My proposal: <gram type="pos" norm="ADV">adv.</gram> <gram type="pos-sub" expand="de afirmação">af.</gram>

If you use just @type="subc", main category/type will depend on the value of the previous <gram> element.

For example: <gram type="tense">aorist</gram> <gram type="tense-sub">asigmatic</gram>

anacastrosalgado commented 3 years ago

Hi, @daliboris ! You're right. My mistake! If Toma agrees, I will use: <gram type="pos-sub" expand="de afirmação">af.</gram>

Thanks.

anacastrosalgado commented 3 years ago

@daliboris You say: If you use just @type="subc", main category/type will depend on the value of the previous element.

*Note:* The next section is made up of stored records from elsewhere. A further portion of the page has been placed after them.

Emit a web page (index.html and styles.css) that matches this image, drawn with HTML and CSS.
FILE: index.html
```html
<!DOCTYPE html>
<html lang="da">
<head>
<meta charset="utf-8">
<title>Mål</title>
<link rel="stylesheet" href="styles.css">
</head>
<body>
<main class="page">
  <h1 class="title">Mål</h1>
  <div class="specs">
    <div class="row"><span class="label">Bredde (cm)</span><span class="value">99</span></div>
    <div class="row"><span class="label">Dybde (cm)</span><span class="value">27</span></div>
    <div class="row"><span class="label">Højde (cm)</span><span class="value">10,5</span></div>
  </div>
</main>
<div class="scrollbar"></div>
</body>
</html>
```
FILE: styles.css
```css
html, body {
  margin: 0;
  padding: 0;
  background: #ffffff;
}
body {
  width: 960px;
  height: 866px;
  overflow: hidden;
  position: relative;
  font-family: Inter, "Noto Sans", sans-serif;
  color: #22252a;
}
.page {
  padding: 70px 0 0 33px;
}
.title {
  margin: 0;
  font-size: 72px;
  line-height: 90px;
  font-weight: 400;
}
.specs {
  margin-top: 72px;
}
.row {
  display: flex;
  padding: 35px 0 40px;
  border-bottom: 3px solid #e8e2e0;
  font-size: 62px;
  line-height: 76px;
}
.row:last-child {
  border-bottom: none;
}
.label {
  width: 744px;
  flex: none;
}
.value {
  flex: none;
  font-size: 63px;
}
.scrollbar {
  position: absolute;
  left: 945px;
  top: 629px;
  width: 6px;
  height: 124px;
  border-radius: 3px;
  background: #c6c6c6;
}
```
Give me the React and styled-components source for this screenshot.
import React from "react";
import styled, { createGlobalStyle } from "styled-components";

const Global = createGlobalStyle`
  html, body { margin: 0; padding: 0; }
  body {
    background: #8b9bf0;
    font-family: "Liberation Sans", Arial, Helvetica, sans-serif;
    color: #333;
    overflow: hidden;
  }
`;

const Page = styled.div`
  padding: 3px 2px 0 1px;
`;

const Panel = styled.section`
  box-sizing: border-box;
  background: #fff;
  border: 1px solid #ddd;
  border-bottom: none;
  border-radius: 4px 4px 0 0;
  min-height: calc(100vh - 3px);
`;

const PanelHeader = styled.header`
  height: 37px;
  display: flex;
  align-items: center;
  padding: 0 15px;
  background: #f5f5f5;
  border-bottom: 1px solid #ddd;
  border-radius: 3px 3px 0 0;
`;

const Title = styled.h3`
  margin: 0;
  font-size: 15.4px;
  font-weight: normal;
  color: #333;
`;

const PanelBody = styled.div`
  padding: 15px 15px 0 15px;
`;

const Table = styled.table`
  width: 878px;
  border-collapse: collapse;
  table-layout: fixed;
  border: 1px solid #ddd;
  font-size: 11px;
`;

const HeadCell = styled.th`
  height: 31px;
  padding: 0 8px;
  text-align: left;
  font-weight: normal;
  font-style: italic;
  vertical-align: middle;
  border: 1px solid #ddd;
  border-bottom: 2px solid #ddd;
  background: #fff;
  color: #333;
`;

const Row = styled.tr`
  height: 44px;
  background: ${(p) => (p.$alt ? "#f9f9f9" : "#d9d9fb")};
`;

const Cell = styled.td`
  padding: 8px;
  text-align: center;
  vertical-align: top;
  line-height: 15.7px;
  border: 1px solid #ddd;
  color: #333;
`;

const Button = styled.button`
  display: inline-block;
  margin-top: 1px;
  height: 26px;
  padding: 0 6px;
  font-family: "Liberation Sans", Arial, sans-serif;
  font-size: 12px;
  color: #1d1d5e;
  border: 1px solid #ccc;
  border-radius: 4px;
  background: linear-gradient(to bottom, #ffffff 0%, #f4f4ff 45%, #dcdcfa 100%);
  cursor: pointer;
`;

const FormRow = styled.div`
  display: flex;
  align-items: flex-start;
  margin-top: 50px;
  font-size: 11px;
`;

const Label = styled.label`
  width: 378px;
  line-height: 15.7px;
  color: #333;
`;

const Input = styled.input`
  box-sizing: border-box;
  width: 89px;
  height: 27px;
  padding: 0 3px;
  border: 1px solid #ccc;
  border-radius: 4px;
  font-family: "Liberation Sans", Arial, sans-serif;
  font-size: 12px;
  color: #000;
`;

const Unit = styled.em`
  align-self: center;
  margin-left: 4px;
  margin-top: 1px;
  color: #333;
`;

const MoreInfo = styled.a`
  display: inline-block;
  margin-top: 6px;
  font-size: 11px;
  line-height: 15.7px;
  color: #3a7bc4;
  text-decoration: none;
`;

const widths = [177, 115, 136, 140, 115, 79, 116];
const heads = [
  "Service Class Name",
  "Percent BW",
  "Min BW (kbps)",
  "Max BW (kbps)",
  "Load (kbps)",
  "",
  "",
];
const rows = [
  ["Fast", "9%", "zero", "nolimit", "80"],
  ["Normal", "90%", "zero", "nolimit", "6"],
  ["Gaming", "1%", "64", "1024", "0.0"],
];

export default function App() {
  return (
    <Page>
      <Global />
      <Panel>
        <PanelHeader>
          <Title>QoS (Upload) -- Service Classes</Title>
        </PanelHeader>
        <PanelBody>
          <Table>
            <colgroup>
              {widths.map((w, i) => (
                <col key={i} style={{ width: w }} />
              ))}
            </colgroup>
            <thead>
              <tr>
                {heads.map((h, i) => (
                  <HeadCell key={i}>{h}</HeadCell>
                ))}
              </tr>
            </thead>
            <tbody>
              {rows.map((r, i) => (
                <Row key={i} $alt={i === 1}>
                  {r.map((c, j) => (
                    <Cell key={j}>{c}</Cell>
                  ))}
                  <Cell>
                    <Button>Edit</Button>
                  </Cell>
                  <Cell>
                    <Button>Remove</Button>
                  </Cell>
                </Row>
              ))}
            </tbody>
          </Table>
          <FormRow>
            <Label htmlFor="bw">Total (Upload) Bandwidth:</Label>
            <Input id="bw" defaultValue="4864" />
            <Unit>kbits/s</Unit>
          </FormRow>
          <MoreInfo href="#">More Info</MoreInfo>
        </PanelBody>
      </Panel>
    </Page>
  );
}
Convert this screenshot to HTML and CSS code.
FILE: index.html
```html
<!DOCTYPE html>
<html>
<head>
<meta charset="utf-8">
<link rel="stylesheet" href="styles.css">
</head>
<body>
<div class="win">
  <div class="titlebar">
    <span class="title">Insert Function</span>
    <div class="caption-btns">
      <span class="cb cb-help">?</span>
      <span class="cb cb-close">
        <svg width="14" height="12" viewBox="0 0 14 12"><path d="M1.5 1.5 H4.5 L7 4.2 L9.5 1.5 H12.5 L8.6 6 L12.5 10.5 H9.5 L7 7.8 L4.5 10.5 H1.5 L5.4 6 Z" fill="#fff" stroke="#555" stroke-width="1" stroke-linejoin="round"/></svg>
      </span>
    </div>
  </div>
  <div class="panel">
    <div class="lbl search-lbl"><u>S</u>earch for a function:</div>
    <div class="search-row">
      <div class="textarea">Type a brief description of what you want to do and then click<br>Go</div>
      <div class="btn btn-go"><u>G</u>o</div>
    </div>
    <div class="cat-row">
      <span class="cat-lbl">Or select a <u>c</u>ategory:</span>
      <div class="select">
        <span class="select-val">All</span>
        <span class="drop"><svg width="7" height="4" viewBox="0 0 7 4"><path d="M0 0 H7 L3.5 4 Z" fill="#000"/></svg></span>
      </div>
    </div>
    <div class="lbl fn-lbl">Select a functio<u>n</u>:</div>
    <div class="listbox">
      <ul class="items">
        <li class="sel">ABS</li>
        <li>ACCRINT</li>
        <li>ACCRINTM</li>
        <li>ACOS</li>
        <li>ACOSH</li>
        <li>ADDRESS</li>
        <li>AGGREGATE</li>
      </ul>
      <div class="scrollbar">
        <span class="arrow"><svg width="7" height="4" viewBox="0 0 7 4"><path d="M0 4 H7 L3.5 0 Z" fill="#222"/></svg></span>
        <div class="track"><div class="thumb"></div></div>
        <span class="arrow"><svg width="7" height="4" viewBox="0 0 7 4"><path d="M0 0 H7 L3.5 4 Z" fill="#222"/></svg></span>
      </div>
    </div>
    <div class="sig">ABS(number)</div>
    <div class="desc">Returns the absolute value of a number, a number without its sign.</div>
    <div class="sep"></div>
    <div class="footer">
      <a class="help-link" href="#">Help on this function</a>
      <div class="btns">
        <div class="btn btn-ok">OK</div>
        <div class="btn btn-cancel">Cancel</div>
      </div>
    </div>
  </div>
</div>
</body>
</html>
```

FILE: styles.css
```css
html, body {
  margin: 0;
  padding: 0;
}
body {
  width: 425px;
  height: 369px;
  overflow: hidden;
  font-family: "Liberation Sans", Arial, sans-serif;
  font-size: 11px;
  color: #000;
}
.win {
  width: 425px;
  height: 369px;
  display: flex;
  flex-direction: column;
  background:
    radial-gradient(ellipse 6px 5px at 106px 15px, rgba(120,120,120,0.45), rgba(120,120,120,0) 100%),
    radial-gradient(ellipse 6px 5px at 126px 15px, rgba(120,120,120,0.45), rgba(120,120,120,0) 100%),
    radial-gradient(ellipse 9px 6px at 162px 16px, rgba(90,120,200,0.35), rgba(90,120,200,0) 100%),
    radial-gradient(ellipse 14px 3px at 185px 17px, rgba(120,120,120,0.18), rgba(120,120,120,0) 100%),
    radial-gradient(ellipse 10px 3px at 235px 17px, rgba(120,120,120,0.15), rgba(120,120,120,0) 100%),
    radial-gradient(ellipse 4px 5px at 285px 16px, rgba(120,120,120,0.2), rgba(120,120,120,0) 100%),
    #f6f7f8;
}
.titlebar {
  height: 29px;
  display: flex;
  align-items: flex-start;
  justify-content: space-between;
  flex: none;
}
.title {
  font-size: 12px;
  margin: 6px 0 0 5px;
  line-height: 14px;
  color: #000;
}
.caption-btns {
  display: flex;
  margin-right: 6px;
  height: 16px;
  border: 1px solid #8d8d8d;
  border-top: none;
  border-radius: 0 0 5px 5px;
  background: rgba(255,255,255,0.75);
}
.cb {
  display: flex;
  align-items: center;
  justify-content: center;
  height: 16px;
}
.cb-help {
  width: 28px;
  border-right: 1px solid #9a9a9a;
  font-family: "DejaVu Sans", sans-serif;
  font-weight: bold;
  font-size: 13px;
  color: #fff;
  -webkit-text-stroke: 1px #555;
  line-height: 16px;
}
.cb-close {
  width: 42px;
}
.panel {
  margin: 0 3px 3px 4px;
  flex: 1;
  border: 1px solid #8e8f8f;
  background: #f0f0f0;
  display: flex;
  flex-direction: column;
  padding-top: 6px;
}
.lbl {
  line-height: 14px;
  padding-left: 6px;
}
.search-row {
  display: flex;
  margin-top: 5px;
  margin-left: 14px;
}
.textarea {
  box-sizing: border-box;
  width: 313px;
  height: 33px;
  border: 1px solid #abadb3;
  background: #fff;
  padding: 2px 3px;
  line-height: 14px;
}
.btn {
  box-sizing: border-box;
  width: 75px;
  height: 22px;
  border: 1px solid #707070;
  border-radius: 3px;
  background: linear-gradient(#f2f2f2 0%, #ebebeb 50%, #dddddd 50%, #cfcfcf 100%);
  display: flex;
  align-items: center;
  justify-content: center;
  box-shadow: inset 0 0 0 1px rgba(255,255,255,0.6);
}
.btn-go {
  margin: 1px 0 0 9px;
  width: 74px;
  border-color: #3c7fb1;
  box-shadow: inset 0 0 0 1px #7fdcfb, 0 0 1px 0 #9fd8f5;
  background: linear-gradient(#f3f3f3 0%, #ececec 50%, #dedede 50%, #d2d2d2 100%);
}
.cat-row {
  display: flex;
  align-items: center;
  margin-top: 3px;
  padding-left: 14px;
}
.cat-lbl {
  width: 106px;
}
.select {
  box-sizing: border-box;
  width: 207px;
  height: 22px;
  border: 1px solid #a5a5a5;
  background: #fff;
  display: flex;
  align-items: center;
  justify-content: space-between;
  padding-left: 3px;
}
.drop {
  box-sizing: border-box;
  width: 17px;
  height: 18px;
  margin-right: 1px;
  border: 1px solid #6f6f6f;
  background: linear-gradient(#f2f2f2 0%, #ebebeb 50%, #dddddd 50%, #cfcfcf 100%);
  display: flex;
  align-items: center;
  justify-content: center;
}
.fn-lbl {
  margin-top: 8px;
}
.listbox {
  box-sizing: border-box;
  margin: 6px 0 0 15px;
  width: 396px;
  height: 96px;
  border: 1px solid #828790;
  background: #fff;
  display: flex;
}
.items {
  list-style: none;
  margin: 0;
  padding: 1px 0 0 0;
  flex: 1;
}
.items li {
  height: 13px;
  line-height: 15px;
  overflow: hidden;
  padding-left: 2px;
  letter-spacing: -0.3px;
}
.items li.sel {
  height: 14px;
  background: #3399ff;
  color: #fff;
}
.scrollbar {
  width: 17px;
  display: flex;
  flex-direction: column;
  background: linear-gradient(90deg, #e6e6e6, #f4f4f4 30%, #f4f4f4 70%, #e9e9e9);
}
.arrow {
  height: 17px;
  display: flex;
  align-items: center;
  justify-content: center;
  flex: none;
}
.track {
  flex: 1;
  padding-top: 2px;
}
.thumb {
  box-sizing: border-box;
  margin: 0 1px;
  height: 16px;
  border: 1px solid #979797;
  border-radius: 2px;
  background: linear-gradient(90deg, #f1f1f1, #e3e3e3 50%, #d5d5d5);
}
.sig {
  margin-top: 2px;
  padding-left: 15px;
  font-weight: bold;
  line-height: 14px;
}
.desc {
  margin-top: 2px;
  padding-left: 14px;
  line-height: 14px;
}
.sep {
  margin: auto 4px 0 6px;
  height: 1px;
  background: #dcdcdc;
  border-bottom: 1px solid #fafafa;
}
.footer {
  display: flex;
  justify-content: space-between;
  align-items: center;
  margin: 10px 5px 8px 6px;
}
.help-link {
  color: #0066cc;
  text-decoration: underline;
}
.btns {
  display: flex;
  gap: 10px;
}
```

But if I use "sub" it always depends on the previous value... I think...

daliboris commented 3 years ago

Hi @anacastrosalgado, you're right.

But I'm also thinking about querying/finding this value.

1) If you want to find all subcategories for POS, for example, in your case an XPath query would be //gram[@type='subc'][preceding-sibling::gram[1][@type='pos']]. In my case it would be "just" //gram[@type='pos-sub']. (If you want to find all categories and subcategories you can use //gram[starts-with(@type, 'pos')].)

2) If you want to find all subcategories for adverbs, you can add just [@norm='ADV'] to "your" XPath: //gram[@type='subc'][preceding-sibling::gram[1][@type='pos'][@norm='ADV']].

In my case, the query will be simillar (and complicated) to yours: //gram[@type, 'pos-sub'][preceding-sibling::gram[1][@norm='ADV']].


But wait, why we don't use the @subtype attribute, which is available for the <gram> element too?

<gram type="pos" norm="ADV">adv.</gram>
<gram type="pos" subtype="subcategory" expand="de afirmação">af.</gram>

Then you can query your dictionary with XPath like this:

Cons:

daliboris commented 3 years ago

Sorry, after "close reading" of the specification TEI Lex-0 version 0.8.5, I noticed an example of using <gram type="subc"> element (instead of <subc> from the TEI Guidelines):

<gramGrp>
 <gram type="pos">vt</gram>
 <gram type="subc">VP2A</gram>
</gramGrp>

It's obvious that your initial proposal, @anacastrosalgado, follows/copies current TEI Lex-0 Guidelines.